Tuesday, December 06, 2005

Rumsfeld Dances on the Edge of Reality

In one of the most remarkable distortions of reality and the English language – Defense Secretary Donald Rumsfeld yesterday blamed the press for focusing on bad news in Iraq and said: “To be responsible, one needs to stop defining success in Iraq as the absence of terrorist attacks.” Yes, he really said that! I have read the line over and over, both as stated, and in context with his other remarks, and I must say I can only respond with: “What??”

I realize that the administration is devoting all of its energies these days to waging a veritable PR war to prove to the American people that contrary to everything we see and hear in the news (and we have Google News so we can read 10,000 newspapers across the globe) the war in Iraq is actually going very well, despite the insurgency, and we are determined to achieve “VICTORY”. Oh, that’s right; I forgot to mention that one of the critical phases of this PR campaign is to redefine victory from what we claimed it was a year or so ago. Given this, I suppose Rumsfeld’s comments are just a logical extension of the current spin – victory can be achieved while daily terrorist attacks occur, such as the one today in Baghdad at the main police academy that killed 43 and wounded at least 70 others.

The Bush Administration continues to count on the basic ignorance of Americans about foreign policy and the widespread blind patriotism inspired by 9-11: the feeling is that most people will buy into this bullshit and trust the guys at the top to do the right thing.
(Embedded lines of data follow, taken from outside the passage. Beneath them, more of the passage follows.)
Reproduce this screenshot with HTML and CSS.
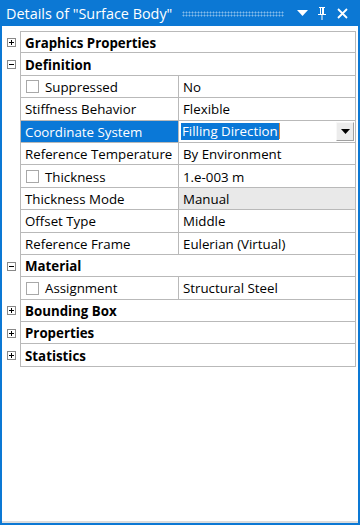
FILE: index.html
```html
<!DOCTYPE html>
<html lang="en">
<head>
    <meta charset="UTF-8">
    <meta name="viewport" content="width=device-width, initial-scale=1.0">
    <title>Details of "Surface Body"</title>
    <link rel="stylesheet" href="styles.css">
</head>
<body>
    <div class="window">
        <div class="titlebar">
            <span class="title">Details of "Surface Body"</span>
            <span class="grip"></span>
            <span class="tb-btn">
                <svg width="11" height="6" viewBox="0 0 11 6"><path d="M0 0H11L5.5 6Z" fill="#fff"/></svg>
            </span>
            <span class="tb-btn">
                <svg width="10" height="13" viewBox="0 0 10 13"><path d="M2 0H8V1H7V7H9V8H5.5V13H4.5V8H1V7H3V1H2Z M4 1V7H5V1Z" fill="#fff" fill-rule="evenodd"/></svg>
            </span>
            <span class="tb-btn">
                <svg width="11" height="11" viewBox="0 0 11 11"><path d="M1 1L10 10M10 1L1 10" stroke="#fff" stroke-width="1.8"/></svg>
            </span>
        </div>
        <div class="content">
            <div class="grid">
                <div class="row group">
                    <span class="exp"><span class="box plus"></span></span>
                    <div class="cell wide">Graphics Properties</div>
                </div>
                <div class="row group">
                    <span class="exp"><span class="box minus"></span></span>
                    <div class="cell wide">Definition</div>
                </div>
                <div class="row">
                    <span class="exp"></span>
                    <div class="cell name"><span class="check"></span>Suppressed</div>
                    <div class="cell value">No</div>
                </div>
                <div class="row">
                    <span class="exp"></span>
                    <div class="cell name">Stiffness Behavior</div>
                    <div class="cell value">Flexible</div>
                </div>
                <div class="row">
                    <span class="exp"></span>
                    <div class="cell name selected">Coordinate System</div>
                    <div class="cell value editing">
                        <span class="sel-text">Filling Direction</span><span class="caret"></span>
                        <span class="drop-btn">
                            <svg width="9" height="5" viewBox="0 0 9 5"><path d="M0 0H9L4.5 5Z" fill="#000"/></svg>
                        </span>
                    </div>
                </div>
                <div class="row">
                    <span class="exp"></span>
                    <div class="cell name">Reference Temperature</div>
                    <div class="cell value">By Environment</div>
                </div>
                <div class="row">
                    <span class="exp"></span>
                    <div class="cell name"><span class="check"></span>Thickness</div>
                    <div class="cell value">1.e-003 m</div>
                </div>
                <div class="row">
                    <span class="exp"></span>
                    <div class="cell name">Thickness Mode</div>
                    <div class="cell value readonly">Manual</div>
                </div>
                <div class="row">
                    <span class="exp"></span>
                    <div class="cell name">Offset Type</div>
                    <div class="cell value">Middle</div>
                </div>
                <div class="row">
                    <span class="exp"></span>
                    <div class="cell name">Reference Frame</div>
                    <div class="cell value">Eulerian (Virtual)</div>
                </div>
                <div class="row group">
                    <span class="exp"><span class="box minus"></span></span>
                    <div class="cell wide">Material</div>
                </div>
                <div class="row">
                    <span class="exp"></span>
                    <div class="cell name"><span class="check"></span>Assignment</div>
                    <div class="cell value">Structural Steel</div>
                </div>
                <div class="row group">
                    <span class="exp"><span class="box plus"></span></span>
                    <div class="cell wide">Bounding Box</div>
                </div>
                <div class="row group">
                    <span class="exp"><span class="box plus"></span></span>
                    <div class="cell wide">Properties</div>
                </div>
                <div class="row group">
                    <span class="exp"><span class="box plus"></span></span>
                    <div class="cell wide">Statistics</div>
                </div>
            </div>
        </div>
    </div>
</body>
</html>
```

FILE: styles.css
```css
body {
    margin: 0;
    padding: 0;
    background-color: #fff;
    font-family: "Open Sans", "Noto Sans", sans-serif;
    font-size: 13.3px;
    color: #000;
}
.window {
    width: 360px;
    height: 525px;
    box-sizing: border-box;
    border: 2px solid #0c78d4;
    border-top: none;
    display: flex;
    flex-direction: column;
    background: #fff;
}
.titlebar {
    height: 26px;
    margin: 0 -2px;
    background-color: #0c78d4;
    color: #fff;
    display: flex;
    align-items: center;
    padding: 0 8px 0 6px;
}
.title {
    font-size: 14.4px;
    white-space: nowrap;
}
.grip {
    flex: 1;
    height: 6px;
    margin: 1px 8px 0 10px;
    background-image: radial-gradient(circle, rgba(255, 255, 255, 0.5) 0.9px, transparent 1.1px);
    background-size: 3px 3px;
}
.tb-btn {
    width: 20px;
    display: flex;
    justify-content: center;
    align-items: center;
}
.content {
    flex: 1;
    padding: 5px 2px 0 0;
    border-bottom: 2px solid #dcdcdc;
}
.row {
    display: flex;
    height: 22.4px;
}
.exp {
    width: 18px;
    flex: none;
    display: flex;
    align-items: center;
    padding-left: 5px;
    box-sizing: border-box;
}
.box {
    width: 9px;
    height: 9px;
    box-sizing: border-box;
    border: 1px solid #888;
    position: relative;
}
.box::before,
.plus::after {
    content: "";
    position: absolute;
    background: #000;
}
.box::before {
    left: 1px;
    top: 3px;
    width: 5px;
    height: 1px;
}
.plus::after {
    left: 3px;
    top: 1px;
    width: 1px;
    height: 5px;
}
.cell {
    display: flex;
    align-items: center;
    box-sizing: border-box;
    border-bottom: 1px solid #b9b9b9;
    padding-left: 4px;
    padding-top: 1px;
    white-space: nowrap;
    overflow: hidden;
}
.row:first-child .cell {
    border-top: 1px solid #b9b9b9;
}
.wide {
    flex: 1;
    border-left: 1px solid #b9b9b9;
    border-right: 1px solid #b9b9b9;
    font-weight: bold;
}
.name {
    width: 159px;
    flex: none;
    border-left: 1px solid #b9b9b9;
    border-right: 1px solid #b9b9b9;
}
.value {
    flex: 1;
    border-right: 1px solid #b9b9b9;
}
.selected {
    background-color: #0a78d7;
    color: #fff;
}
.readonly {
    background-color: #e9e9e9;
}
.check {
    width: 13px;
    height: 13px;
    box-sizing: border-box;
    border: 1px solid #a8a8a8;
    background: #fff;
    margin: 0 6px 0 1px;
    flex: none;
}
.editing {
    padding-left: 2px;
    padding-right: 1px;
    padding-top: 0;
}
.sel-text {
    background-color: #0a78d7;
    color: #fff;
    padding: 0 1px;
    line-height: 17px;
}
.caret {
    width: 1px;
    height: 16px;
    background: #e08a3c;
}
.drop-btn {
    margin-left: auto;
    width: 18px;
    height: 19px;
    box-sizing: border-box;
    background: #ececec;
    border: 1px solid #f8f8f8;
    border-right-color: #a0a0a0;
    border-bottom-color: #a0a0a0;
    display: flex;
    justify-content: center;
    align-items: center;
}
```
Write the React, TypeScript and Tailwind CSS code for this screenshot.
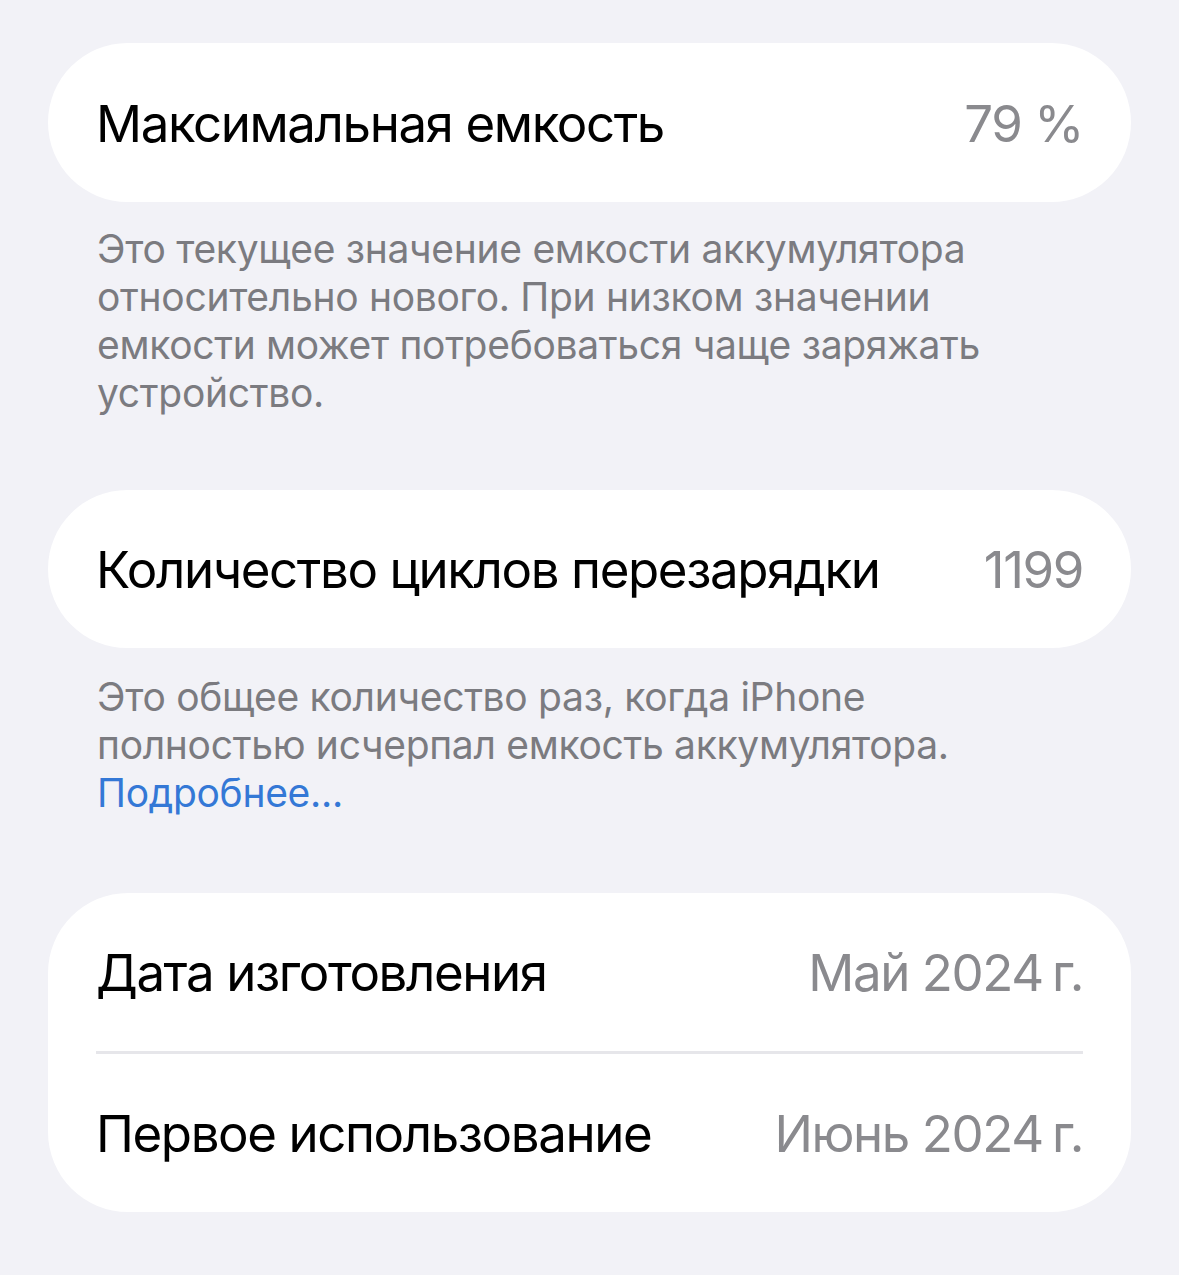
export default function App() {
  return (
    <div
      className="min-h-[1275px] w-full bg-[#f2f2f7] px-[48px] pt-[43px] pb-[63px]"
      style={{ fontFamily: 'Inter, "Noto Sans", sans-serif' }}
    >
      <div className="flex h-[159px] items-center justify-between rounded-[80px] bg-white px-[48px] pt-[3px] text-[51px] tracking-[-1.4px]">
        <span className="text-black">Максимальная емкость</span>
        <span className="text-[#8a8a8e]">79 %</span>
      </div>
      <p className="px-[49px] pt-[23px] pb-[73px] text-[39px] leading-[48px] tracking-[-0.3px] text-[#7b7b80]">
        Это текущее значение емкости аккумулятора относительно нового. При низком значении емкости может потребоваться чаще заряжать устройство.
      </p>

      <div className="flex h-[158px] items-center justify-between rounded-[80px] bg-white px-[48px] pt-[3px] text-[51px] tracking-[-1.4px]">
        <span className="text-black">Количество циклов перезарядки</span>
        <span className="text-[#8a8a8e]">1199</span>
      </div>
      <p className="px-[49px] pt-[25px] pb-[76px] text-[39px] leading-[48px] tracking-[-0.3px] text-[#7b7b80]">
        Это общее количество раз, когда iPhone полностью исчерпал емкость аккумулятора.
        <br />
        <span className="text-[#3478d6]">Подробнее...</span>
      </p>

      <div className="rounded-[80px] bg-white pl-[48px] text-[51px] tracking-[-1.4px]">
        <div className="flex h-[158px] items-center justify-between pt-[3px] pr-[48px]">
          <span className="text-black">Дата изготовления</span>
          <span className="text-[#8a8a8e]">Май 2024{'\u202F'}г.</span>
        </div>
        <div className="mr-[48px] h-[3px] bg-[#e6e6ea]" />
        <div className="flex h-[158px] items-center justify-between pt-[3px] pr-[48px]">
          <span className="text-black">Первое использование</span>
          <span className="text-[#8a8a8e]">Июнь 2024{'\u202F'}г.</span>
        </div>
      </div>
    </div>
  )
}
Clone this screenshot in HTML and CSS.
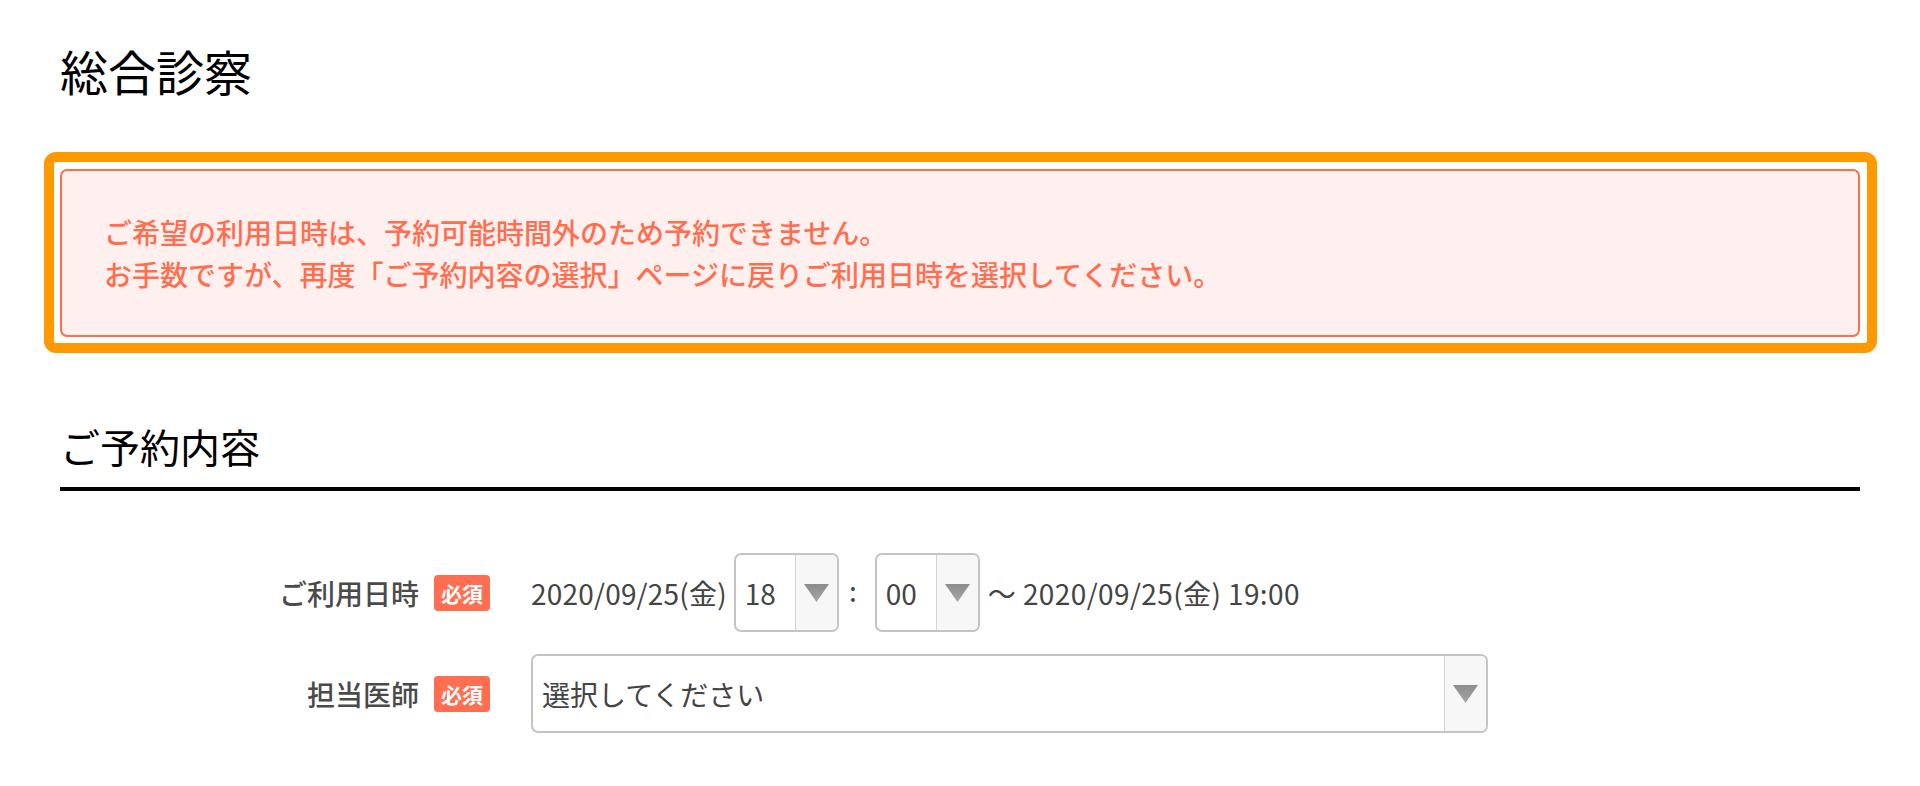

Of course, they just can’t get the more educated layer of our intelligentsia to go along, so President Bush’s speech tomorrow to the Council on Foreign Relations – “an august group of scholars, policymakers and journalists” – will break with tradition and permit no questions from the audience at the conclusion of his nearly one hour long address about the current status of the Iraq War. I guess that is a smart move, since the President, as well as the more intellectual members of the administration, are clearly unable to respond to questions that target the real situation on the ground in Iraq, like why it is really not all coming apart at the seams when it sure as hell looks that way to anybody with a brain.

Better to blame the media for reporting the bad news – perhaps they should look harder for pretty, happy stories to report. Maybe they could just step over the bodies of those 43 dead Iraqis and the 10 marines that died the other day and find a nice human interest story about somebody in Iraq who was happy to have us there. These days, I bet a story like that might make front page news …

1 Comments:

Anonymous Anonymous said...

I personally believe that the single biggest reason the war has followed the path that it has taken was because Rumsfeld was always too hard-headed to make any changes on the fly. He chose this strategy over other options which i thought would have produced a better chance of success. His refusal to acknowledge any errors and adjust according has, i think, begun to alienate many of the centrists that did support the war. His arrogance with the media has also made the situation worse. I can't stand him.